Church of St. Anthony
The church of St. Anthony was built in the mid 19th century. It belongs to the fraternity of St. Anthony. At that time, the church was located on the sea front – at the end of a deeply indented bay called Jaza. By levelling Jaza in the early 20th century and constructing residential buildings in the second half, it remained at a lower level than the surrounding terrain. The nave is covered in wood while the semicircular apse is topped by semi-dome and stone slabs. The bell tower in the form of a distaff dominates the front. The church was reconstructed in the late 20th century.
Church of St. Rocco
The church was built in the late 16th or early 17th century in honour of St. Rocco, a patron against the plague. The first mention of the church is found in a testament written in 1653, in which Franica, the wife of John the Senjanin, donates olive crops to nearby St. Rocco’s “House of Worship”. This modestly decorated church has two side windows and the bell tower in the form of a distaff. The church’s interior is dominated by a gilded Baroque altar which dates back to the 18th cent. By the mid 20th century, the church was enclosed by walls which contained several fragments of pre-Romanesque stone engravings belonging to one of Biograd’s medieval churches. The church is property of St. Rocco’s fraternity.
Church of St. Catherine
Not far from the harbour and lighthouse built in 1885, lie the remains of the medieval church of St. Catherine. The church is located on a cliff above a quarry which had been in function from the ancient times to the 20th century. The nave contains a semicircular apse (7.70 meters long x 4.50 meters wide) constructed of carved stone slabs. The facade collapsed due to stone works in the quarry. The semicircular apse ends in side walls with a small window.

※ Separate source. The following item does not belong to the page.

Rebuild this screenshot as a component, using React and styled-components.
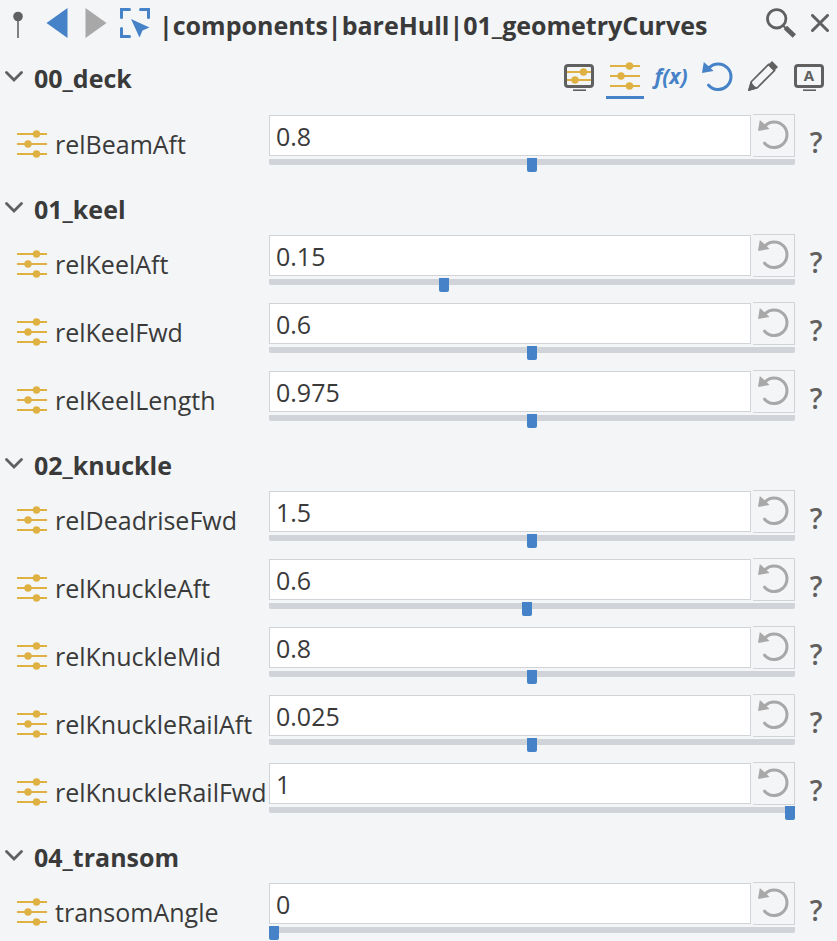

Village Gate used to be a name of a medieval city entrance whereas from the 16th to the end of the 19th century, it became the entrance to the fortified village. Venetians demolished the city in 1125. Biograd was then reconstructed during the wars in the 16th century. At that time, it was enclosed by a defensive wall with three rectangular and one pentagonal tower turned towards the mainland and the area of Jaza. Above a semi-circular door there was an emblem and inscription of Alvise Grimani, the general governor of Dalmatia and Albania. The inscription provides details on city’s reconstruction of the late 16th century:
DALMATIAE ET (Albaniae provisor generalis)
ANTIQUA (moenia urbis)
ANNO DOMINI 1573 – 1575
ALVISE GRIMANI, THE GENERAL GOVERNOR OF DALMATIA AND ALBANIA,
REVIVED OLD CITY RAMPARTS IN ANNO DOMINI 1573 – 1575.

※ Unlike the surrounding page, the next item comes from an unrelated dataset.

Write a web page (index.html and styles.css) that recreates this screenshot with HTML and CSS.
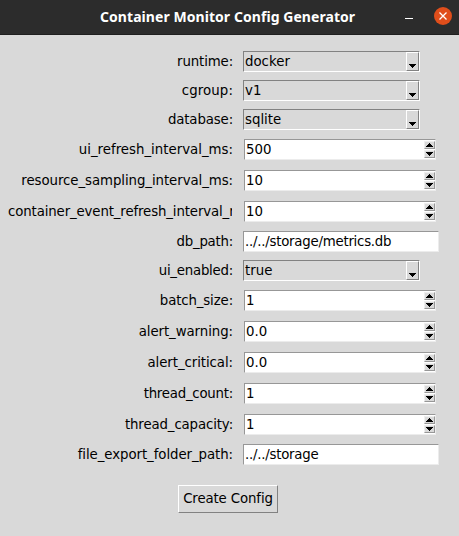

During an archaeological excavation in 2008, remains of city walls and gate were found.
Family De Soppe Summer Residence
Summer House of the family De Soppe on Babac Island
Remains of the fortification which belonged to the summer house of the De Soppe family are found on the island of Babac in the Pašman Channel. The construction and finalisation of the summer house was mentioned at the end of the 15th century, and again at the end of the 16th century when the walls and mill were constructed. This is recorded in a number of historical documents. The preserved architecture of the remains of summer house consists of a rectangular yard encircled by a wall within which cottages were located. The best conserved remains of the 16th century city walls belong to the south-western part with a bastion, and the entrance gate facade bearing the family emblem exhibiting Renaissance traits. The nearby church of St. Andrew, although built in earlier times, became a constitutive part of the summer residence of the de Soppe family with the family’s coat-of-arms also engraved on the church’s facade. During the period of attacks by the Ottomans the entire complex of buildings served as a temporary shelter for refugees coming from the seashore. Due to its exceptional defensive role, the fortified summer house on the island of Babac is a representative of the 16th century residential architecture of the islands of Zadar region.
Text and photo: Sofija Sorić
In 1125 Biograd was completely ruined by the Venetians. They also damaged the Benedictine monastery of St. John the Evangelist after which the monks firstly took shelter in Šibenik, and later on transferred to the island of Pašman. The monastery is located at the top of the hill Čokovac, near the maritime city of Tkon. The Chapel of St. Cosmas and Damian was already there, so the monks built a Romanic church and a fortified monastery. The Venetians destroyed it in 1345 and imprisoned the monks. The monastery and church had been reconstructed for years until their final consecration in 1418. For its exceptional contribution, the monastery gained a sort of independence proclaimed by several popes. It is believed that the monks accepted the invitation of the Chezc King Charles IV to preach Glagolitic and Slavic language. Also, there are assumptions that the monastery possesses the first form of Glagolitic scripts in liturgical texts, as numerous old Glagolitic scripts from the 13th century have been preserved. Out of valuable artistic works, the church stores a large gothic style crucifix dating back to the 15th century. It is a work of art of a Venetian painter Menegelo (195 cm long x 164 cm wide). Except the crucifix, the monastery also stores a precious portrait of the Virgin Mary. These are the only exhibits of this sort conserved after the French government closed the monastery in 1808. In 1961, after more than 150 years, the monastery opened its doors. Since then it has been modestly renovated. It is available to visitors from June 1st to October 31st between 4.00 p.m. and 6.00 p.m. or on appointment.